Rise up!
The Rise up! programme is aimed at outstanding and exceptionally creative basic scientists in biology, chemistry, and medicine who have accepted their first appointment to an associate professorship at a German university. With Rise up!, they can bring forward an especially innovative research programme that may have a lasting impact on their field.
Context and aims of Rise up!
Starting your first associate professorship (W2) opens up opportunities to broaden your research horizons and explore questions over the longer term. Truly bold and innovative undertakings, however, require financial leeway that, in many cases, exceeds the core funding of associate professorships. Rise up! offers the freedom to be creative, to take risks, and to advance truly innovative research at this important career stage.
What can be funded?
You can apply for up to 600,000 euros for a research period of up to 3 years to advance a defined research programme.
The funding can be used towards scientific personnel, consumables, and project-related equipment, as well as travel and publications.
How and when can you apply?
To start your online application for the Rise up! programme, please click here.
There are two deadlines each year: 15 March and 15 September
Who may apply?
If you wish to apply, you must fulfil the following criteria:
- You have accepted the call to an associate (W2) professorship at a German university. In case you have already taken up this position, the start date must be less than 12 months prior to the Rise up! application deadline.
- This is your first call to a tenured or non-tenured associate professorship at W2 level or equivalent (e.g., W3 positions "ohne Lehrstuhl / ohne Leitungsfunktion" in Baden-Württemberg).
- You should have substantial international experience.
- Your research focuses on fundamental questions in the biological, medical, and chemical sciences. A clear link to the life sciences is required. The foundation encourages applications, which have the potential to provide novel important insights into fundamental processes. The foundation does not, however, fund zoological research or systematic botany, for example.
- You propose an especially bold and creative research programme that may have a transformative impact on your field of research.
- You have a proven track record and can demonstrate international visibility of your scientific achievements.
- For the proposed research, you are not receiving and are not expecting to receive any
- institutional funding in addition to the core funding associated with your professorship
- third-party funding (e.g., ERC grants)
equivalent or above the scope of Rise up! funding.
The funding provided by the Rise up! programme offers me the unique opportunity to realize a new and innovative research project that significantly expands my own research spectrum.

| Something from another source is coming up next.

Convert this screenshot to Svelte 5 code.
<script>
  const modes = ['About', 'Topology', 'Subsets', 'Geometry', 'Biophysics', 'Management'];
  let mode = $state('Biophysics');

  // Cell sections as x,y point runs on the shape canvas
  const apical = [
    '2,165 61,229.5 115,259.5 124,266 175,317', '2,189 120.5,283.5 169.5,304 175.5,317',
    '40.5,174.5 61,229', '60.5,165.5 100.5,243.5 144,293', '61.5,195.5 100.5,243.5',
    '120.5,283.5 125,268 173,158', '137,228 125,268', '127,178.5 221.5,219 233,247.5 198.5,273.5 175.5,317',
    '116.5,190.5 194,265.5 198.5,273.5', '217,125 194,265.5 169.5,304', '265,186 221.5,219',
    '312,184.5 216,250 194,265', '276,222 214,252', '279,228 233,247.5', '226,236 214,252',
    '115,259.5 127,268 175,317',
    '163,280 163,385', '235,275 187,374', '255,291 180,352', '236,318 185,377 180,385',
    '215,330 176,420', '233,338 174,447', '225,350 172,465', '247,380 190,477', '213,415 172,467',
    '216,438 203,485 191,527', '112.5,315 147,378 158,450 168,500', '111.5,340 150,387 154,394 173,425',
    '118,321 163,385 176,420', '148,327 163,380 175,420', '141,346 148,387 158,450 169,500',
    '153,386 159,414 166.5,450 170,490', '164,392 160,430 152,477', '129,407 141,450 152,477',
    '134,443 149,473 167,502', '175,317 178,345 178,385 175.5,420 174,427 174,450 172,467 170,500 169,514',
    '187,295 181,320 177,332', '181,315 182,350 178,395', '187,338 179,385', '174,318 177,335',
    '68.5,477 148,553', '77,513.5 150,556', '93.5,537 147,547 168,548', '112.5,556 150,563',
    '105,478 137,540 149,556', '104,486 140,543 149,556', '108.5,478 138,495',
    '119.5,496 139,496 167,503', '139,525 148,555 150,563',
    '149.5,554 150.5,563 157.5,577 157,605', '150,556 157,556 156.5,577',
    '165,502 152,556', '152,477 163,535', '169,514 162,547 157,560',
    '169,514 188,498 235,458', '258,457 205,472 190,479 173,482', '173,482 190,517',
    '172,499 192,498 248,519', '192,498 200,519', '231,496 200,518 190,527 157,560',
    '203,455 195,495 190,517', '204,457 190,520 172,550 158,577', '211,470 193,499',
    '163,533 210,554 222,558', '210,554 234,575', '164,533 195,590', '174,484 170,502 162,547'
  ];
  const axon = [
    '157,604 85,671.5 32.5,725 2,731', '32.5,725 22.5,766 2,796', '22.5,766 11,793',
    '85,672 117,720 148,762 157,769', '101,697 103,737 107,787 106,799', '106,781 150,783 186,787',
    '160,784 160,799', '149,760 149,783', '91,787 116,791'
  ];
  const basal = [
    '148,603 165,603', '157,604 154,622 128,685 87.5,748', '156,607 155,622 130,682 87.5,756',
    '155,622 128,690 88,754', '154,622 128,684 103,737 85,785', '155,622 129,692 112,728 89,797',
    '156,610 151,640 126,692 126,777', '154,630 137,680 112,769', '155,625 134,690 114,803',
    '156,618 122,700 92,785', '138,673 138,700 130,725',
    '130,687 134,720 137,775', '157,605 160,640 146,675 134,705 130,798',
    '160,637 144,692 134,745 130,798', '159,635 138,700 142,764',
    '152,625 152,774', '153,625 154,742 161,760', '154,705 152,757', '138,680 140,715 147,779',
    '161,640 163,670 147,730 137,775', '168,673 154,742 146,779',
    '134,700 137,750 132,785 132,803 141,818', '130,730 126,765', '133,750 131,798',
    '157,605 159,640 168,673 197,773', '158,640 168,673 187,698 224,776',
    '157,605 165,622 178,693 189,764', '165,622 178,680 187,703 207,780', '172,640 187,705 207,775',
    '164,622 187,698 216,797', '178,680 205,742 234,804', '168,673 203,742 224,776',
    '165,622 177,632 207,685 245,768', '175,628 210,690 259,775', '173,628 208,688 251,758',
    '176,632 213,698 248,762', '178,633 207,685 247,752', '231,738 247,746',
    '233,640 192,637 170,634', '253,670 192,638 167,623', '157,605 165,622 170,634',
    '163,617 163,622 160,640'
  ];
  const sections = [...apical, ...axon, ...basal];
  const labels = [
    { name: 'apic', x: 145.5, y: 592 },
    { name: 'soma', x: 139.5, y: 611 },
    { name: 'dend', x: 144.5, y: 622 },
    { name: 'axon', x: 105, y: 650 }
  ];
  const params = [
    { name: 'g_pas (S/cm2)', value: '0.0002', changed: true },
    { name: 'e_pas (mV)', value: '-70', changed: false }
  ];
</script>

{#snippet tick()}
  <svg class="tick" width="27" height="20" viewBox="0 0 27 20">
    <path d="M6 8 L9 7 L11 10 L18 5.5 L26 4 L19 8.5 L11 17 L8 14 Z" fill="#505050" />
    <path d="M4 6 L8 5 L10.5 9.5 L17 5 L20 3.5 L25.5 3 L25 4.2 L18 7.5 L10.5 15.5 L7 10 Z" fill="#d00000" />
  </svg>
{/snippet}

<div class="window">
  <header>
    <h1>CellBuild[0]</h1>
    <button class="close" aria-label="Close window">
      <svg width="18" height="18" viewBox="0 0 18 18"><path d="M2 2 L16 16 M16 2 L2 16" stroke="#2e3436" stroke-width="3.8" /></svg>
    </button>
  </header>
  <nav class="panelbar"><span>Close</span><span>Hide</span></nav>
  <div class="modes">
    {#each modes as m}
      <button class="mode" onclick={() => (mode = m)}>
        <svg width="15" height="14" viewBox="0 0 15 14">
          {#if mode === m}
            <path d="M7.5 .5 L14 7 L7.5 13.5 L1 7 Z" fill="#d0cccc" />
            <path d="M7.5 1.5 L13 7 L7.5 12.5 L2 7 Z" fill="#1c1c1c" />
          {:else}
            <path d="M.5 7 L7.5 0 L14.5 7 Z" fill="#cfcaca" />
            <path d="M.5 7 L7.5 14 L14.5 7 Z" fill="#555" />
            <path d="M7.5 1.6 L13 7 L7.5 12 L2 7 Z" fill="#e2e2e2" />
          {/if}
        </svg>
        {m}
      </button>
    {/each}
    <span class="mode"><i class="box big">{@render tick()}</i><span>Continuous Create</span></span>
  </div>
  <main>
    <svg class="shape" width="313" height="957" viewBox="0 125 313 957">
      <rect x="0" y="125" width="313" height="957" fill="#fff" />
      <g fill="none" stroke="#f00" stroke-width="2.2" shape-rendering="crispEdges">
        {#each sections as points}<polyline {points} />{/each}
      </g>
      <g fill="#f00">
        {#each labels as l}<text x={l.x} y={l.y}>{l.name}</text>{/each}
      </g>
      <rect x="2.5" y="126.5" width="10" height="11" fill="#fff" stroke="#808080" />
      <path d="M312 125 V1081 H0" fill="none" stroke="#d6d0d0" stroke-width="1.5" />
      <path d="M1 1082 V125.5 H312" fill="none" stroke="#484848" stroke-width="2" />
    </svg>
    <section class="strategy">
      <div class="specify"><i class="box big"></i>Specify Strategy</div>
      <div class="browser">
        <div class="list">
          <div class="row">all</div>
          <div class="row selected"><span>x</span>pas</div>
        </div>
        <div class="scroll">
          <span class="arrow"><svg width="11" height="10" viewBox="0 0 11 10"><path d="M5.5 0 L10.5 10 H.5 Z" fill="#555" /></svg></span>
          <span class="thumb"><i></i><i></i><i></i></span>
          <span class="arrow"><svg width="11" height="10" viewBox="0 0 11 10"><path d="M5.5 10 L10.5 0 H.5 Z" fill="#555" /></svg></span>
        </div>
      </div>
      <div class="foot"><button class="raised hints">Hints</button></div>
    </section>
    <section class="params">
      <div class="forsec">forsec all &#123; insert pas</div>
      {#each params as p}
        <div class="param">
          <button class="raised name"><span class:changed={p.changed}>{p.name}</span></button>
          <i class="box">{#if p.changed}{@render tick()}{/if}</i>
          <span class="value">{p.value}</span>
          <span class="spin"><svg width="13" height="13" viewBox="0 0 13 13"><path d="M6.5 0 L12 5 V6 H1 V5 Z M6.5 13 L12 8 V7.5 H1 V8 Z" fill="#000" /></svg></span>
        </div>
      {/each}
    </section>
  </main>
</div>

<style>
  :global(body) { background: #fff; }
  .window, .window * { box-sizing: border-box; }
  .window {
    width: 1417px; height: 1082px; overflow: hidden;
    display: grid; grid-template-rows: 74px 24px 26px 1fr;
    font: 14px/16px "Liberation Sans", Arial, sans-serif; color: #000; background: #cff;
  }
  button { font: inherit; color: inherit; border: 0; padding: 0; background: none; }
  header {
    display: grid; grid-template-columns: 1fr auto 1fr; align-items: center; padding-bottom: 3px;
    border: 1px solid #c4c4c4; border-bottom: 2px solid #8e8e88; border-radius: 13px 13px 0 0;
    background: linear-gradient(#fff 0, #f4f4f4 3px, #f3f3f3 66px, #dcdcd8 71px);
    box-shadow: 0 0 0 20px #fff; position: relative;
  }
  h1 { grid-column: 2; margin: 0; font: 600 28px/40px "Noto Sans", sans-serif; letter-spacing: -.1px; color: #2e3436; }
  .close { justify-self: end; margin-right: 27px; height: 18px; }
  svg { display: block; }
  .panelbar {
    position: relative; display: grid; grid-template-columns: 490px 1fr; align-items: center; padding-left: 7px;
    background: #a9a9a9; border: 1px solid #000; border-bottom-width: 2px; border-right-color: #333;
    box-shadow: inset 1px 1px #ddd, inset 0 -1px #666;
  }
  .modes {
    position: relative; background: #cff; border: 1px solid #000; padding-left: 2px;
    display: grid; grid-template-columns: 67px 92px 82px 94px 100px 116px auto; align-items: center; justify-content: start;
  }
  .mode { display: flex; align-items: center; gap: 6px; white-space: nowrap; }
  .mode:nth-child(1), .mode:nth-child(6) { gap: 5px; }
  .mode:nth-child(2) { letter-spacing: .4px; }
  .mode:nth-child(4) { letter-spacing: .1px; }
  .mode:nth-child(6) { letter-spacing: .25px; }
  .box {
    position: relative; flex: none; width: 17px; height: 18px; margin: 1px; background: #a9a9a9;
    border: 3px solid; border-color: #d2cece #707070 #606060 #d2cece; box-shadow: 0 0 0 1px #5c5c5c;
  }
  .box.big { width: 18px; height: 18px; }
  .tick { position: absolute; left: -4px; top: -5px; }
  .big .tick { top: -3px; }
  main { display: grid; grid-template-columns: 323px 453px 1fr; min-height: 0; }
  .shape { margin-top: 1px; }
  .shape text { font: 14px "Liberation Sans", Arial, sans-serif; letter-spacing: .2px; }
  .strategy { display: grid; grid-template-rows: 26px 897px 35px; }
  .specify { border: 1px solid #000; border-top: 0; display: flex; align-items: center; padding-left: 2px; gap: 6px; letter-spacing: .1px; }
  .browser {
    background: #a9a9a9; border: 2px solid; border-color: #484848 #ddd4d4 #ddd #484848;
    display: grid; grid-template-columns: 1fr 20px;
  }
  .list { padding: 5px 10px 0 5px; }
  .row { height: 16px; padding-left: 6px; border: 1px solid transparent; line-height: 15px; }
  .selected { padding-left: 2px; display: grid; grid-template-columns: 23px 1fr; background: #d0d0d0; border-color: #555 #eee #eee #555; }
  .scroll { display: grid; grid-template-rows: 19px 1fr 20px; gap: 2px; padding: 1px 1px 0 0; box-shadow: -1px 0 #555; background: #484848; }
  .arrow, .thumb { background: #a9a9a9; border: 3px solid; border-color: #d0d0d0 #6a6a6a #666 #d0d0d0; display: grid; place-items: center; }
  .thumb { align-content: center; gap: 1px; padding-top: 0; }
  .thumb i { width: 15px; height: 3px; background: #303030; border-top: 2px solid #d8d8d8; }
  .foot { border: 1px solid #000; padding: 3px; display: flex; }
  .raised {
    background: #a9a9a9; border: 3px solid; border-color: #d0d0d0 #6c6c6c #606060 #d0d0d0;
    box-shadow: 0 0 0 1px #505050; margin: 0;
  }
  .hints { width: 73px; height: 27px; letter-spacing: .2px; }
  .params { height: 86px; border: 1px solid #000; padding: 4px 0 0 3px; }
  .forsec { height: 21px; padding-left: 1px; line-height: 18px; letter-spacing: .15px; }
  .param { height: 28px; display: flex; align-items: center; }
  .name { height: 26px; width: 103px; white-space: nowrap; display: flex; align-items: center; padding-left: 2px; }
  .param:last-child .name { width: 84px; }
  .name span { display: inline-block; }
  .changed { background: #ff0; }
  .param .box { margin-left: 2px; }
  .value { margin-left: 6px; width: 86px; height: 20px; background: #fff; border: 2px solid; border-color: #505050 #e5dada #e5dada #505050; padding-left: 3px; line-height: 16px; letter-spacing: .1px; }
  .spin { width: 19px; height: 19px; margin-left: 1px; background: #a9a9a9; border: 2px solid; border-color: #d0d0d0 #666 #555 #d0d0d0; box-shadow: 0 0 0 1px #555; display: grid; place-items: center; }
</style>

The support form the Boehringer Ingelheim Foundation is of great importance to me, as it provides ample room for creative ideas during an important phase of my career.
Lena Burbulla, W2 professor in the Heisenberg Programme of the German Research Foundation (DFG) at the department of Metabolic Biochemistry in the Faculty of Medicine at Ludwig-Maximilians-University (LMU) Munich and at the German Center for Neurodegenerative Diseases (DZNE) Munich.

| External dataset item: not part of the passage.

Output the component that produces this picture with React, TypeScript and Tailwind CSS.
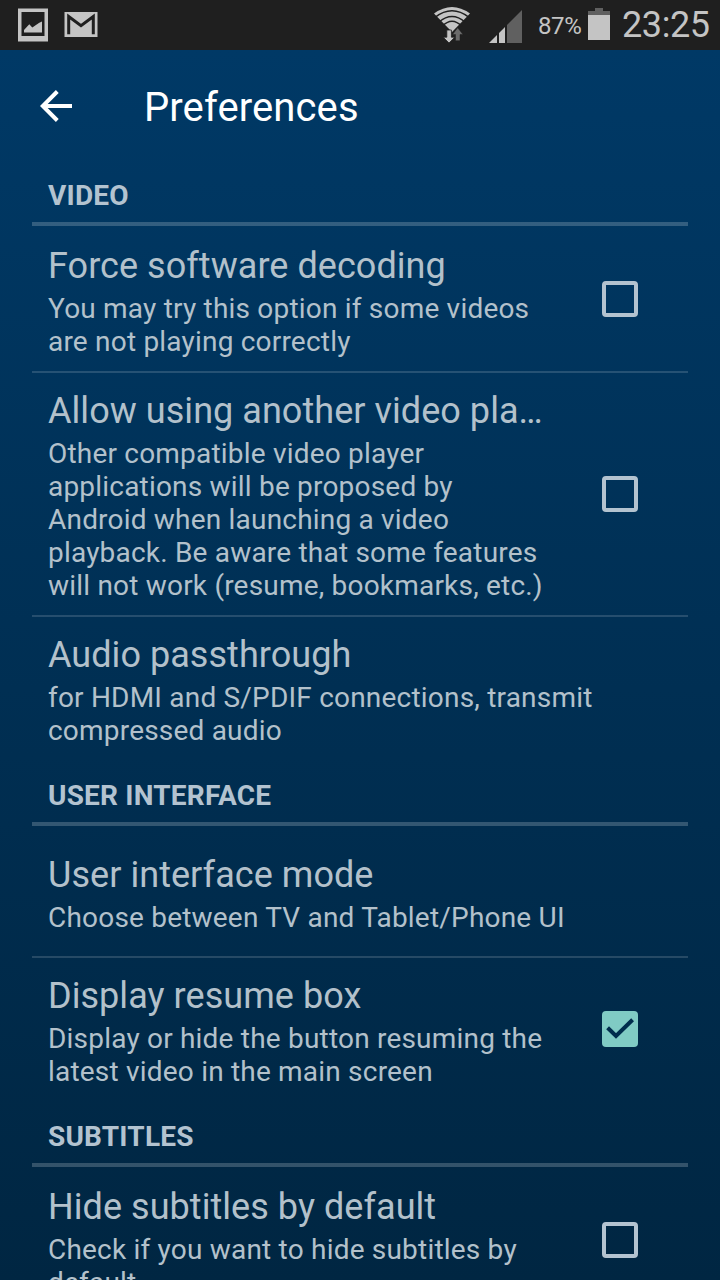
import React from "react";

import clsx from "clsx";

interface Preference {
  title: string;
  summary: string;
  checked?: boolean;
}

interface Category {
  name: string;
  items: Preference[];
}

const CATEGORIES: Category[] = [
  {
    name: "VIDEO",
    items: [
      {
        title: "Force software decoding",
        summary:
          "You may try this option if some videos\nare not playing correctly",
        checked: false
      },
      {
        title: "Allow using another video pla…",
        summary:
          "Other compatible video player\napplications will be proposed by\nAndroid when launching a video\nplayback. Be aware that some features\nwill not work (resume, bookmarks, etc.)",
        checked: false
      },
      {
        title: "Audio passthrough",
        summary:
          "for HDMI and S/PDIF connections, transmit\ncompressed audio"
      }
    ]
  },
  {
    name: "USER INTERFACE",
    items: [
      {
        title: "User interface mode",
        summary: "Choose between TV and Tablet/Phone UI"
      },
      {
        title: "Display resume box",
        summary:
          "Display or hide the button resuming the\nlatest video in the main screen",
        checked: true
      }
    ]
  },
  {
    name: "SUBTITLES",
    items: [
      {
        title: "Hide subtitles by default",
        summary: "Check if you want to hide subtitles by\ndefault",
        checked: false
      }
    ]
  }
];

const StatusBar: React.FC = () => (
  <div className="flex h-[50px] shrink-0 items-start bg-[#1f1f1f] text-[#c4c4c4]">
    <svg className="mt-2 ml-[18px]" width="30" height="34" viewBox="0 0 30 34">
      <path fill="currentColor" d="M0 .5h30v33H0z" />
      <path fill="#1f1f1f" d="M3.5 4h23v24h-23z" />
      <path
        fill="currentColor"
        d="M6 24.5V22l5.3-5.7 3 3.2 7-4.8 2.7-1.2v11z"
      />
    </svg>
    <svg className="mt-3 ml-4" width="34" height="25" viewBox="0 0 34 25">
      <path fill="currentColor" d="M.5 0h33v25H.5z" />
      <path
        fill="none"
        stroke="#1f1f1f"
        strokeWidth="3"
        d="M4.7 22.3V4.5L17 13.6 29.3 4.5v17.8"
      />
    </svg>

    <svg
      className="mt-1.5 ml-auto"
      width="36"
      height="37"
      viewBox="0 0 36 37"
    >
      <path fill="currentColor" d="M0 7.5Q18-5.5 36 7.5L18 26z" />
      <g fill="none" stroke="#1f1f1f" strokeWidth="1.4">
        <path d="M1 11.4Q18-1.8 35 11.4" />
        <path d="M5 16Q18 4.8 31 16" />
        <path d="M8 20.6Q18 10 28 20.6" />
      </g>
      <path
        fill="currentColor"
        stroke="#1f1f1f"
        strokeWidth=".8"
        d="M12.8 24h4.6v7.2h3.4L15 37l-5.8-5.8h3.6z"
      />
      <path
        fill="#6b6b6b"
        stroke="#1f1f1f"
        strokeWidth=".5"
        d="M21.5 34.8V28.5h-3l5.2-6.8 5.3 6.8h-3v6.3z"
      />
    </svg>
    <svg
      className="mt-2.5 ml-[19px]"
      width="34"
      height="33"
      viewBox="0 0 34 33"
    >
      <path fill="currentColor" d="M0 33l8-8v8zM10 33V23l6-6v16z" />
      <path fill="#606060" d="M18 33V15L33 0v33z" />
    </svg>
    <span className="mt-[11px] ml-[15px] w-[44px] text-[24px] leading-[30px] tracking-[-0.4px]">
      87%
    </span>
    <svg className="mt-2 ml-1.5" width="22" height="32" viewBox="0 0 22 32">
      <path fill="#606060" d="M7 0h8v3h7v4H0V3h7z" />
      <path fill="currentColor" d="M0 7h22v25H0z" />
    </svg>
    <span className="mt-1 ml-3 w-[98px] text-[36px] leading-[42px] tracking-[-0.4px]">
      23:25
    </span>
  </div>
);

const CheckBox: React.FC<{ checked: boolean }> = ({ checked }) => (
  <div
    className={clsx(
      "mt-px mr-[50px] size-9 shrink-0 rounded-[4px]",
      checked ? "bg-[#80cbc4]" : "border-4 border-[#b3c3d0]"
    )}
  >
    {checked && (
      <svg width="36" height="36" viewBox="0 0 36 36">
        <path
          fill="none"
          stroke="#002d4d"
          strokeWidth="4"
          d="M5.6 16.8l8.4 8.2L30.6 8.8"
        />
      </svg>
    )}
  </div>
);

const PreferenceRow: React.FC<{ item: Preference; isFirst: boolean }> = ({
  item,
  isFirst
}) => (
  <div className="relative flex min-h-[130px] items-center justify-between pl-4">
    {!isFirst && (
      <div className="absolute inset-x-0 top-0 h-0.5 bg-white/15" />
    )}
    <div
      className={clsx(
        "pt-[17px] pb-[13px] text-[#b3c1cb]",
        item.checked === undefined ? "w-[600px]" : "w-[500px]"
      )}
    >
      <div className="mb-0.5 text-[36px] leading-[47px] tracking-[0.05px] whitespace-nowrap">
        {item.title}
      </div>
      <div className="text-[28px] leading-[33px] tracking-[0.2px] whitespace-pre">
        {item.summary}
      </div>
    </div>
    {item.checked !== undefined && <CheckBox checked={item.checked} />}
  </div>
);

export default function App() {
  return (
    <div className="flex h-[1280px] w-[720px] flex-col overflow-hidden bg-[#002642] font-['Roboto',sans-serif]">
      <StatusBar />
      <div className="min-h-0 flex-1 overflow-hidden bg-linear-to-b from-[#003966] to-[#002642]">
        <header className="flex h-[110px] items-center pt-0.5 pl-10">
          <svg width="32" height="32" viewBox="0 0 32 32">
            <path
              fill="none"
              stroke="white"
              strokeWidth="4"
              d="M32 16H3M17.3 1.5L2.8 16l14.5 14.5"
            />
          </svg>
          <h1 className="mt-1 ml-[72px] text-[40px] leading-[48px] tracking-[0.1px] text-white">
            Preferences
          </h1>
        </header>

        <main className="px-8">
          {CATEGORIES.map(({ name, items }) => (
            <section key={name}>
              <h2 className="flex h-[66px] items-center border-b-4 border-white/20 pt-2 pl-4 text-[28px] leading-[33px] font-bold tracking-[0.2px] text-[#b3c3d0]">
                {name}
              </h2>
              {items.map((item, index) => (
                <PreferenceRow
                  key={item.title}
                  item={item}
                  isFirst={index === 0}
                />
              ))}
            </section>
          ))}
        </main>
      </div>
    </div>
  );
}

Photo: Copyright © DZNE/ Frommann
Emerging scientists in Germany are supported by several excellent programmes to start their first independent research group. Yet, similarly equipped follow-up funding to continue the most promising research lines with multiple employees is generally scarce. The new funding programme Rise up! allows me to keep the pace of my early research career. At the beginning of my professorship, I can thus boldly expand promising research lines with the necessary momentum, set new accents, and lay the foundation for long-term contributions to my research field.
Florian I. Schmidt is associate professor at the Medical Faculty of the University of Bonn.
Photo: Copyright © Alessandro WInkler, Universitätsklinikum Bonn, 2003
What cannot be funded by the Rise up! programme?
- Rise up! does not support W2-level research group leaders at non-university research institutions.
- Rise up! does not replace an associate professor's core funding. The conditions and amounts of core funding have to be guaranteed in writing at the time of submission of the Rise up! proposal.